Herr Ornique, Sie sind kürzlich in Athen gewesen. Wie kommt die dortige jüdische Gemeinde mit der Krise zurecht?
Die Menschen haben es schwer – und das seit Jahren. Aber sie gehen bewundernswert mit der Krise um. Die Gemeinde tut, was sie kann, es ist sehr viel Solidarität zu spüren, die Mitglieder unterstützen einander. Aber etliche haben Angst vor dem, was noch alles auf sie zukommt – denn man sieht ja noch lange kein Licht am Ende des Tunnels. Alle wissen: Die Zukunft der Gemeinde ist unmittelbar mit der Zukunft des Landes verbunden.
Wie viele Mitglieder sind derzeit auf die Hilfe der Gemeinde angewiesen?
In Athen kommen rund 330 nicht allein über die Runden. Das sind mehr als zehn Prozent der Mitglieder – und es werden immer mehr.
Was tun Sie für die Gemeinden?
Wir unterstützen sie auf zweierlei Art: Erstens helfen wir schon seit einigen Jahren mit Geld. Wir haben zwischen 2012 und 2014 knapp eine Million Euro zur Verfügung gestellt. Und in diesem Jahr sind es bereits 360.000 Euro, die wir als Nothilfe nach Griechenland geschickt haben: Geld für Lebensmittel, Medikamente, Umschulungen, Stipendien und vieles mehr.
Was tun Sie über die finanzielle Unterstützung hinaus?
Wir versuchen, der Gemeindeführung zu zeigen, wie sie eigene Ressourcen besser nutzen kann, wie sie wohlhabende Gemeindemitglieder dazu bewegt, mehr zu spenden, und wie sie eine Art Stipendienwesen ins Leben ruft, sodass auch Kinder aus ärmeren Familien auf der jüdischen Schule bleiben können. Wir geben den Gemeinden Tipps, wie man unter den schwierigen Umständen den Armen besser helfen kann und wie sich auch mit begrenzten Mitteln Sozialdienste aufrechterhalten lassen. Außerdem helfen wir bei der Haushaltsplanung – das ist schwierig in solchen Zeiten.

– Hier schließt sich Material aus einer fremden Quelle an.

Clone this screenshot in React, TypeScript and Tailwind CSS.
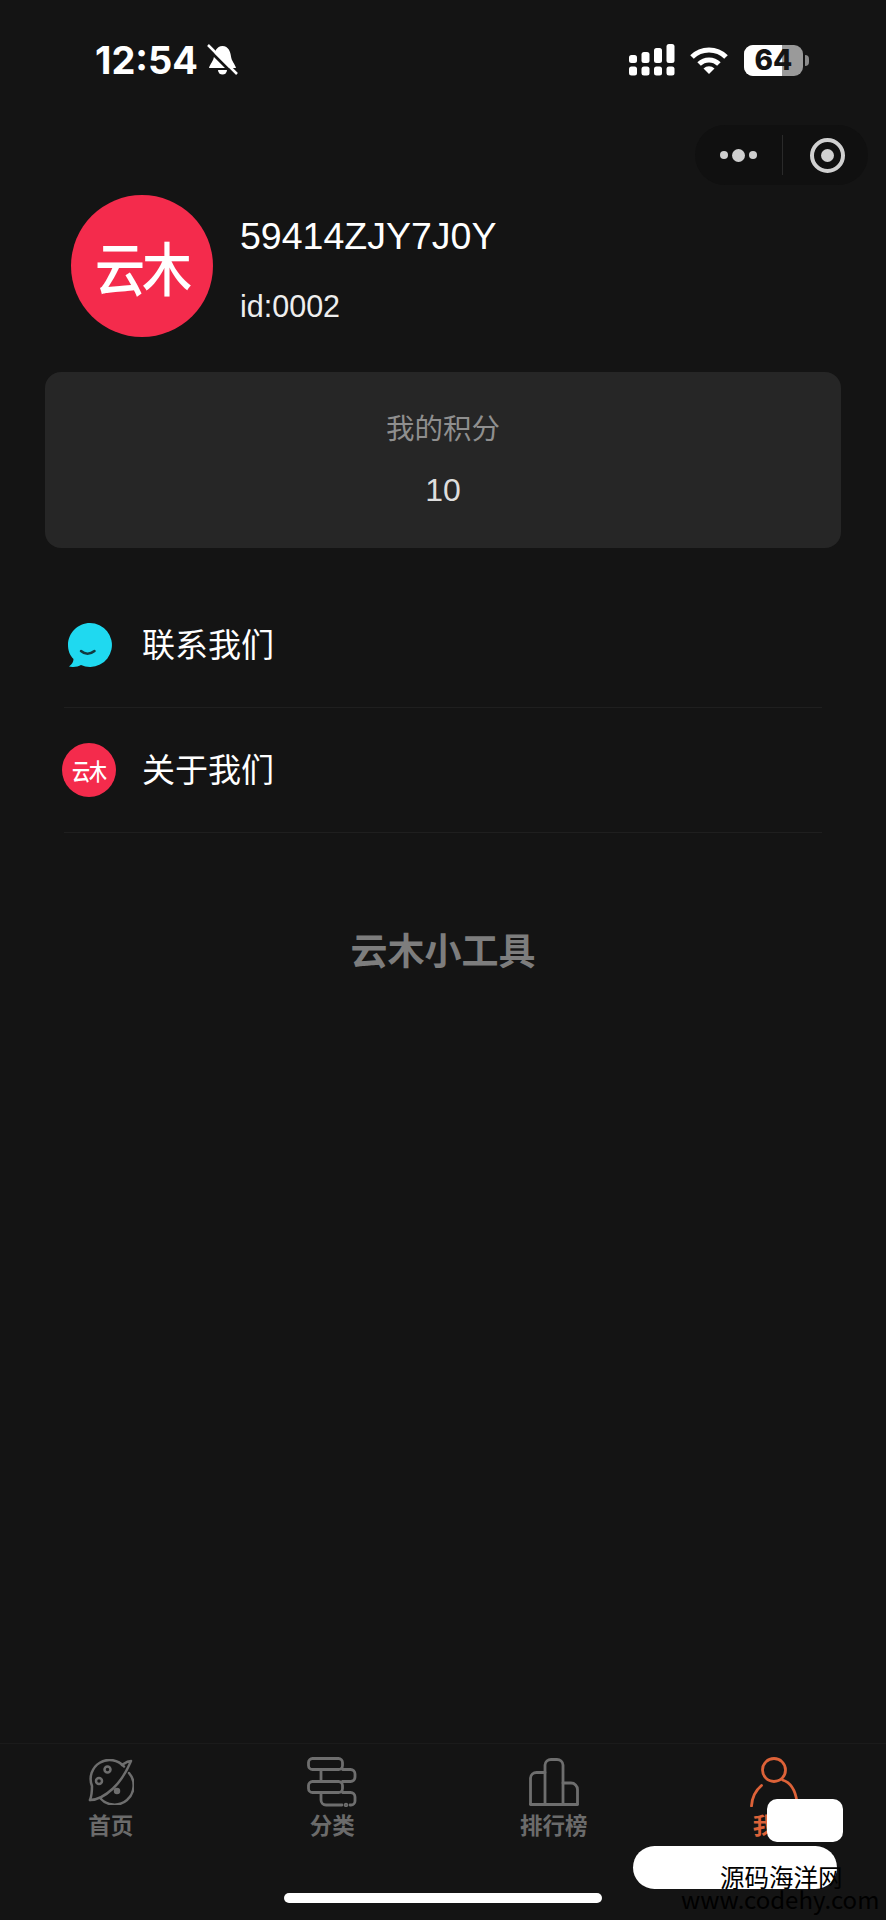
const sans = 'font-["Liberation_Sans","Noto_Sans_CJK_SC",sans-serif]';

function Signal() {
  return (
    <svg width="46" height="32" viewBox="0 0 46 32" fill="#fff">
      <rect x="0" y="11" width="8" height="8" rx="2.5" />
      <rect x="12.5" y="8" width="8" height="11" rx="2.5" />
      <rect x="25" y="4" width="8" height="15" rx="2.5" />
      <rect x="37.5" y="0" width="8" height="19" rx="2.5" />
      <rect x="0" y="22.5" width="8" height="9" rx="2.5" />
      <rect x="12.5" y="22.5" width="8" height="9" rx="2.5" />
      <rect x="25" y="22.5" width="8" height="9" rx="2.5" />
      <rect x="37.5" y="22.5" width="8" height="9" rx="2.5" />
    </svg>
  );
}

function Wifi() {
  return (
    <svg width="40" height="29" viewBox="0 0 40 29" fill="none" stroke="#fff" strokeWidth="5">
      <path d="M3 11 A24 24 0 0 1 37 11" />
      <path d="M10.1 18.1 A14 14 0 0 1 29.9 18.1" />
      <path d="M14.5 22.5 A8 8 0 0 1 25.5 22.5 L20 28 Z" fill="#fff" stroke="none" />
    </svg>
  );
}

function BellOff() {
  return (
    <svg width="31" height="32" viewBox="0 0 31 32">
      <path fill="#fff" d="M15.5 2C9.5 2 7.5 8 7 12.5 6.5 17 3 20 2 24L29 24C28 20 24.5 17 24 12.5 23.500 8 21.500 2 15.500 2Z" />
      <path fill="#fff" d="M11 26a4.500 4.500 0 0 0 9 0Z" />
      <path stroke="#141414" strokeWidth="3" d="M-1 3 27 31" />
      <path stroke="#fff" strokeWidth="2.500" d="M1 1 30 30" />
    </svg>
  );
}

function Battery() {
  return (
    <div className="flex items-center">
      <div className="relative w-[59px] h-[31px] rounded-[9px] overflow-hidden bg-[#9a9a9a]">
        <div className="w-[38px] h-full bg-white"></div>
        <div className="absolute inset-0 flex items-center justify-center text-[#141414] font-['Inter',sans-serif] font-extrabold text-[28px] leading-none">64</div>
      </div>
      <div className="w-[4px] h-[11px] ml-[2px] rounded-r-full bg-[#8a8a8a]"></div>
    </div>
  );
}

function Logo({ circle, text }: { circle: string; text: string }) {
  return (
    <div className={`flex items-center justify-center rounded-full bg-[#f42b4c] shrink-0 ${circle}`}>
      <span className={`text-white font-["Noto_Sans_CJK_SC",sans-serif] ${text}`}>云木</span>
    </div>
  );
}

function Bubble() {
  return (
    <svg width="46" height="44" viewBox="0 0 46 44">
      <path fill="#1fd9f0" d="M24 0a22 22 0 1 1-9 42.100C12 44 6 44.500 3 43.500 6 41 7.500 39 7.500 36 3.500 32 2 27 2 22 2 10 12 0 24 0Z" />
      <path fill="none" stroke="#123a40" strokeWidth="2.500" strokeLinecap="round" d="M15 28c4 3.500 9 3.500 13.500 0" />
    </svg>
  );
}

function HomeIcon() {
  return (
    <svg width="46" height="46" viewBox="0 0 46 46" fill="none" stroke="#6e6e6e" strokeWidth="2.500" strokeLinecap="round" strokeLinejoin="round">
      <path d="M36 7.500A19 19 0 0 0 4 27C4 32 4 36 2 41" />
      <path d="M41 14A19 19 0 0 1 12 39" />
      <path d="M2 41C10 41 17 37 25 29.500 33 22 38 14 43 2 39 2 37 4 34 6" />
      <circle cx="19.500" cy="10.500" r="3" />
      <circle cx="11" cy="22" r="3" />
      <circle cx="29" cy="32" r="2" fill="#6e6e6e" />
    </svg>
  );
}

function CategoryIcon() {
  return (
    <svg width="50" height="50" viewBox="0 0 50 50" fill="none" stroke="#6e6e6e" strokeWidth="2.800" strokeLinecap="round" strokeLinejoin="round">
      <rect x="1.500" y="1.500" width="34" height="11" rx="4" />
      <path d="M14 12.500V24M35.500 12.500H43.500A4.500 4.500 0 0 1 48 17V20A4.500 4.500 0 0 1 43.500 24.500H35.500" />
      <rect x="1.500" y="24.500" width="34" height="11" rx="4" />
      <path d="M14 35.500V43A5 5 0 0 0 19 48H35M35.500 35.500H43.500A4.500 4.500 0 0 1 48 40V44A4 4 0 0 1 44 48H43" />
      <circle cx="39" cy="48" r="0.800" fill="#6e6e6e" />
    </svg>
  );
}

function RankIcon() {
  return (
    <svg width="50" height="48" viewBox="0 0 50 48" fill="none" stroke="#6e6e6e" strokeWidth="2.800" strokeLinecap="round" strokeLinejoin="round">
      <path d="M1.500 46V20A6 6 0 0 1 7.500 14.500H16" />
      <path d="M16 46V7A6 6 0 0 1 22 1.500H28A6 6 0 0 1 34 7V46" />
      <path d="M34 25H42A6.500 6.500 0 0 1 48.500 31.500V46" />
      <path d="M1.500 46.500H48.500" />
    </svg>
  );
}

function MeIcon() {
  return (
    <svg width="50" height="50" viewBox="0 0 50 50" fill="none" stroke="#dd6238" strokeWidth="2.800" strokeLinecap="round">
      <circle cx="24" cy="13" r="11.500" />
      <path d="M1.500 49C2 41 5.500 33.500 11.500 28.500" />
      <path d="M32.500 23C41 25.500 45.500 34 47 45" />
    </svg>
  );
}

const tabs = [
  { label: '首页', icon: <HomeIcon /> },
  { label: '分类', icon: <CategoryIcon /> },
  { label: '排行榜', icon: <RankIcon /> },
  { label: '我的', icon: <MeIcon />, active: true },
];

const rows = [
  { label: '联系我们', icon: <Bubble /> },
  {
    label: '关于我们',
    icon: <Logo circle="w-[54px] h-[54px]" text="text-[18px] font-medium tracking-[-1px] leading-none scale-y-125" />,
  },
];

export default function App() {
  return (
    <div className={`relative h-[1920px] w-full overflow-hidden flex flex-col bg-[#141414] ${sans}`}>
      {/* status bar */}
      <div className="h-[125px] shrink-0 pt-[44px] pl-[95px] pr-[77px] flex items-start justify-between">
        <div className="flex items-center gap-[9px] h-[32px]">
          <span className="font-['Inter',sans-serif] font-bold text-[38px] leading-none text-white">12:54</span>
          <BellOff />
        </div>
        <div className="flex items-center">
          <Signal />
          <div className="ml-[14px] mr-[15px]">
            <Wifi />
          </div>
          <Battery />
        </div>
      </div>

      {/* capsule */}
      <div className="flex justify-end pr-[18px]">
        <div className="w-[173px] h-[60px] rounded-full bg-[#101010] flex items-center">
          <div className="w-[87px] flex items-center justify-center gap-[4px]">
            <span className="w-[8px] h-[8px] rounded-full bg-[#cfcfcf]"></span>
            <span className="w-[13px] h-[13px] rounded-full bg-[#cfcfcf]"></span>
            <span className="w-[8px] h-[8px] rounded-full bg-[#cfcfcf]"></span>
          </div>
          <div className="w-px h-[40px] bg-[#2a2a2a]"></div>
          <div className="flex-1 pl-[4px] flex items-center justify-center">
            <div className="w-[35px] h-[35px] rounded-full border-[4px] border-[#d0d0d0] flex items-center justify-center">
              <div className="w-[13px] h-[13px] rounded-full bg-[#d0d0d0]"></div>
            </div>
          </div>
        </div>
      </div>

      {/* profile */}
      <div className="mt-[10px] ml-[71px] flex gap-[27px]">
        <Logo circle="w-[142px] h-[142px]" text="text-[50px] font-medium leading-none tracking-[-3px] scale-y-[1.15]" />
        <div className="text-white">
          <div className="mt-[19px] text-[37.500px] leading-[44px] font-light">59414ZJY7J0Y</div>
          <div className="mt-[30px] text-[30.500px] leading-[36px] text-[#eeeeee]">id:0002</div>
        </div>
      </div>

      {/* points */}
      <div className="mt-[35px] mx-[45px] h-[176px] rounded-[16px] bg-[#262626] flex flex-col items-center">
        <div className="mt-[39px] text-[28.500px] leading-[36px] text-[#8f8f8f]">我的积分</div>
        <div className="mt-[23px] text-[32px] leading-[40px] text-[#dddddd]">10</div>
      </div>

      {/* menu */}
      <div className="mt-[35px] mx-[64px]">
        {rows.map((r) => (
          <div key={r.label} className="h-[125px] border-b border-[#1f1f1f] flex items-center">
            <div className="w-[54px] -ml-[2px] flex justify-center">{r.icon}</div>
            <span className="ml-[26px] pt-[2px] text-[33px] leading-[40px] text-white">{r.label}</span>
          </div>
        ))}
      </div>

      <div className="mt-[98px] text-center text-[37px] leading-[44px] font-bold text-[#7d7d7d]">云木小工具</div>

      {/* tab bar */}
      <div className="mt-auto h-[177px] border-t border-[#1b1b1b] flex flex-col">
        <div className="grid grid-cols-4 pt-[13px]">
          {tabs.map((t) => (
            <div key={t.label} className="flex flex-col items-center">
              <div className="h-[50px] flex items-center justify-center">{t.icon}</div>
              <div
                className={`mt-[6px] text-[22.500px] leading-[28px] font-bold ${
                  t.active ? 'text-[#dd6238]' : 'text-[#6b6b6b]'
                }`}
              >
                {t.label}
              </div>
            </div>
          ))}
        </div>
        <div className="mt-[52px] self-center w-[318px] h-[10px] rounded-full bg-white"></div>
      </div>

      {/* white scribbles and the watermark on top of the screenshot */}
      <div className="absolute left-[767px] top-[1799px] w-[76px] h-[43px] rounded-[10px] bg-white"></div>
      <div className="absolute left-[633px] top-[1846px] w-[204px] h-[43px] rounded-full bg-white"></div>
      <div className="absolute left-[720px] top-[1862px] text-[24.500px] leading-[30px] text-black font-['Noto_Sans_CJK_SC',sans-serif] whitespace-nowrap">源码海洋网</div>
      <div className="absolute left-[681px] top-[1883px] text-[24px] leading-[32px] text-black font-['Noto_Sans_CJK_SC',sans-serif] whitespace-nowrap">www.codehy.com</div>
    </div>
  );
}
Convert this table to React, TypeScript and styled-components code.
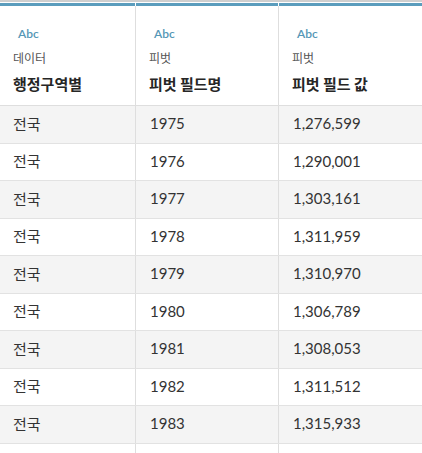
import React from "react";
import styled, { createGlobalStyle } from "styled-components";

const GlobalStyle = createGlobalStyle`
  html, body { margin: 0; padding: 0; background: #ffffff; }
  body { font-family: Lato, "Noto Sans CJK KR", sans-serif; }
`;

const COLS = "136px 143px 1fr";

const Table = styled.div`
  width: 422px;
  height: 453px;
  overflow: hidden;
  border-top: 2px solid #cfcfcf;
  box-sizing: border-box;
  background: #fff;
`;

const HeaderRow = styled.div`
  display: grid;
  grid-template-columns: ${COLS};
  padding-top: 1px;
  border-bottom: 1px solid #dedede;
`;

const HeaderCell = styled.div`
  display: flex;
  flex-direction: column;
`;

const Bar = styled.div<{ $last?: boolean }>`
  height: 3px;
  background: #5b9dbd;
  margin-right: ${(p) => (p.$last ? "0" : "1px")};
`;

const HeaderBody = styled.div<{ $last?: boolean }>`
  height: 99px;
  box-sizing: border-box;
  padding: 21px 0 0 13px;
  border-right: ${(p) => (p.$last ? "none" : "1px solid #dedede")};
  display: flex;
  flex-direction: column;
`;

const TypeTag = styled.div`
  font-family: Lato, sans-serif;
  font-size: 12px;
  font-weight: 600;
  color: #5597b6;
  padding-left: 5px;
  line-height: 14px;
`;

const SubLabel = styled.div`
  font-family: "Noto Sans CJK KR", sans-serif;
  font-size: 12px;
  color: #555;
  line-height: 16px;
  margin-top: 9px;
`;

const FieldName = styled.div`
  font-family: "Noto Sans CJK KR", sans-serif;
  font-size: 15px;
  font-weight: 700;
  color: #262626;
  line-height: 20px;
  margin-top: 8px;
`;

const Row = styled.div<{ $striped: boolean }>`
  display: grid;
  grid-template-columns: ${COLS};
  height: 37.5px;
  box-sizing: border-box;
  border-bottom: 1px solid #e2e2e2;
  background: ${(p) => (p.$striped ? "#f4f4f4" : "#ffffff")};
`;

const Cell = styled.div<{ $last?: boolean; $korean?: boolean }>`
  display: flex;
  align-items: center;
  padding-left: ${(p) => (p.$korean ? "13px" : "14px")};
  padding-bottom: 2px;
  border-right: ${(p) => (p.$last ? "none" : "1px solid #dedede")};
  font-family: ${(p) =>
    p.$korean ? '"Noto Sans CJK KR", sans-serif' : "Lato, sans-serif"};
  font-size: 15px;
  color: #333;
`;

const Filler = styled.div`
  display: grid;
  grid-template-columns: ${COLS};
  height: 40px;
`;

const FillerCell = styled.div<{ $last?: boolean }>`
  border-right: ${(p) => (p.$last ? "none" : "1px solid #dedede")};
`;

const headers = [
  { type: "Abc", sub: "데이터", name: "행정구역별" },
  { type: "Abc", sub: "피벗", name: "피벗 필드명" },
  { type: "Abc", sub: "피벗", name: "피벗 필드 값" },
];

const rows: [string, string, string][] = [
  ["전국", "1975", "1,276,599"],
  ["전국", "1976", "1,290,001"],
  ["전국", "1977", "1,303,161"],
  ["전국", "1978", "1,311,959"],
  ["전국", "1979", "1,310,970"],
  ["전국", "1980", "1,306,789"],
  ["전국", "1981", "1,308,053"],
  ["전국", "1982", "1,311,512"],
  ["전국", "1983", "1,315,933"],
];

export default function App() {
  return (
    <>
      <GlobalStyle />
      <Table>
        <HeaderRow>
          {headers.map((h, i) => (
            <HeaderCell key={i}>
              <Bar $last={i === 2} />
              <HeaderBody $last={i === 2}>
                <TypeTag>{h.type}</TypeTag>
                <SubLabel>{h.sub}</SubLabel>
                <FieldName>{h.name}</FieldName>
              </HeaderBody>
            </HeaderCell>
          ))}
        </HeaderRow>
        {rows.map((r, i) => (
          <Row key={i} $striped={i % 2 === 0}>
            <Cell $korean>{r[0]}</Cell>
            <Cell>{r[1]}</Cell>
            <Cell $last>{r[2]}</Cell>
          </Row>
        ))}
        <Filler>
          <FillerCell />
          <FillerCell />
          <FillerCell $last />
        </Filler>
      </Table>
    </>
  );
}
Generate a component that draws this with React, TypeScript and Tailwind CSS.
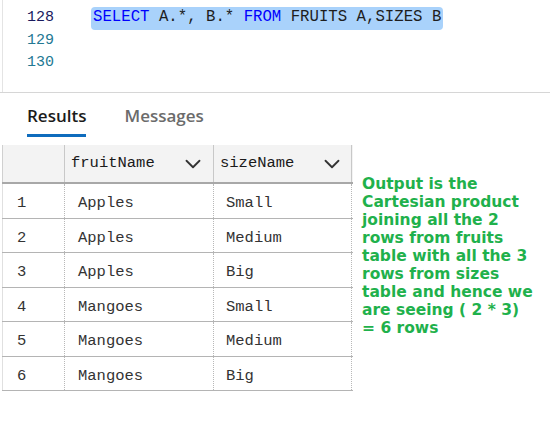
import { ChevronDown } from "lucide-react";

const rows = [
  ["1", "Apples", "Small"],
  ["2", "Apples", "Medium"],
  ["3", "Apples", "Big"],
  ["4", "Mangoes", "Small"],
  ["5", "Mangoes", "Medium"],
  ["6", "Mangoes", "Big"],
];

const noteLines = [
  "Output is the",
  "Cartesian product",
  "joining all the 2",
  "rows from fruits",
  "table with all the 3",
  "rows from sizes",
  "table and hence we",
  "are seeing ( 2 * 3)",
  "= 6 rows",
];

const mono = "font-['Liberation_Mono',monospace]";

export default function App() {
  return (
    <div className="w-[550px] h-[442px] bg-white overflow-hidden relative">
      {/* Editor */}
      <div className="h-[92px] pt-[7px] border-l border-[#e4e4e4] ml-[2px]">
        <div className={`flex h-[22.5px] items-center ${mono}`}>
          <div className="w-[88px] shrink-0 pl-[24px] text-[15px] text-[#1a1a5e]">128</div>
          <div className="h-[23px] flex items-center px-[2px] rounded-[4px] bg-[#a9d2fb] text-[15.7px] text-[#1e1e1e] whitespace-pre">
            <span className="text-[#0000ff]">SELECT</span> A.*, B.* <span className="text-[#0000ff]">FROM</span> FRUITS A,SIZES B
          </div>
        </div>
        <div className={`flex h-[22.5px] items-center ${mono}`}>
          <div className="w-[88px] shrink-0 pl-[24px] text-[15px] text-[#237893]">129</div>
        </div>
        <div className={`flex h-[22.5px] items-center ${mono}`}>
          <div className="w-[88px] shrink-0 pl-[24px] text-[15px] text-[#237893]">130</div>
        </div>
      </div>
      <div className="h-px bg-[#d6d6d6]" />

      {/* Tabs */}
      <div className="flex h-[52px] pl-[27px] font-['Open_Sans',sans-serif] text-[17px]">
        <div className="flex flex-col justify-end">
          <div className="text-[#1b1b1b] font-semibold leading-none pb-[10px]">Results</div>
          <div className="h-[3px] bg-[#0f6cbd] mb-[8px]" />
        </div>
        <div className="ml-[38px] flex flex-col justify-end">
          <div className="text-[#6b6b6b] font-semibold leading-none pb-[10px]">Messages</div>
          <div className="h-[3px] mb-[8px]" />
        </div>
      </div>

      <div className="flex">
        {/* Grid */}
        <div className={`ml-[2px] w-[351px] ${mono} text-[15.5px]`}>
          <div className="flex h-[39px] bg-[#f3f3f3] border-b-2 border-[#a8a8a8] text-[#1a1a1a]">
            <div className="w-[62px] border-l border-[#d0d0d0]" />
            <div className="w-[149px] border-l border-[#c8c8c8] flex items-center pl-[6px] pr-[7px] justify-between">
              <span>fruitName</span>
              <ChevronDown size={26} strokeWidth={1.7} className="text-[#333]" />
            </div>
            <div className="w-[139px] border-l border-r border-[#c8c8c8] flex items-center pl-[6px] pr-[6px] justify-between">
              <span>sizeName</span>
              <ChevronDown size={26} strokeWidth={1.7} className="text-[#333]" />
            </div>
          </div>
          {rows.map((r) => (
            <div key={r[0]} className="flex h-[34.5px] border-b border-[#b4b4b4] text-[#333]">
              <div className="w-[62px] border-l border-[#e0e0e0] flex items-center pt-[6px] pl-[14px]">{r[0]}</div>
              <div className="w-[149px] border-l border-dotted border-[#b8b8b8] flex items-center pt-[6px] pl-[13px]">{r[1]}</div>
              <div className="w-[139px] border-l border-r border-dotted border-[#b8b8b8] flex items-center pt-[6px] pl-[12px]">{r[2]}</div>
            </div>
          ))}
        </div>

        {/* Note */}
        <div className="ml-[9px] mt-[30px] font-['DejaVu_Sans',sans-serif] font-bold text-[15.5px] leading-[18px] text-[#1fb14c] whitespace-nowrap">
          {noteLines.map((l) => (
            <div key={l}>{l}</div>
          ))}
        </div>
      </div>
    </div>
  );
}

Sie verfügen über die Expertise, denn Ihre Organisation hat jahrzehntelange Erfahrungen im Umgang mit Krisen.
Ja, manche Entwicklungen in Griechenland erinnern mich an die Argentinien-Krise vor rund 15 Jahren. Als in Athen vor zwei Wochen wegen der geschlossenen Banken das Bargeld knapp wurde, haben wir der Gemeinde vorgeschlagen, Supermarktgutscheine zu kaufen und an bedürftige Mitglieder zu verteilen. So kann man ihnen auch ohne Bargeld helfen. Inzwischen bereiten wir uns auf den Fall vor, dass es in den Geschäften nicht mehr genügend Lebensmittel zu kaufen gibt. Wir hoffen zwar, dass es nicht so weit kommt, aber wir schaffen gemeinsam mit der Gemeinde eine Infrastruktur für diesen Notfall.
Hat Ihre Organisation in Griechenland auch eigene Strukturen aufgebaut?
Nein, das tun wir nie. Wir arbeiten immer mit den Gemeinden vor Ort zusammen. Zurzeit ermitteln wir gemeinsam den Hilfsbedarf. Das ist schwierig, denn wer weiß schon, was die nächsten Wochen bringen? In Griechenland kann sich zurzeit alles sehr schnell ändern.
Mit dem Europa-Direktor des Jewish Distribution Committee (JOINT) sprach Tobias Kühn.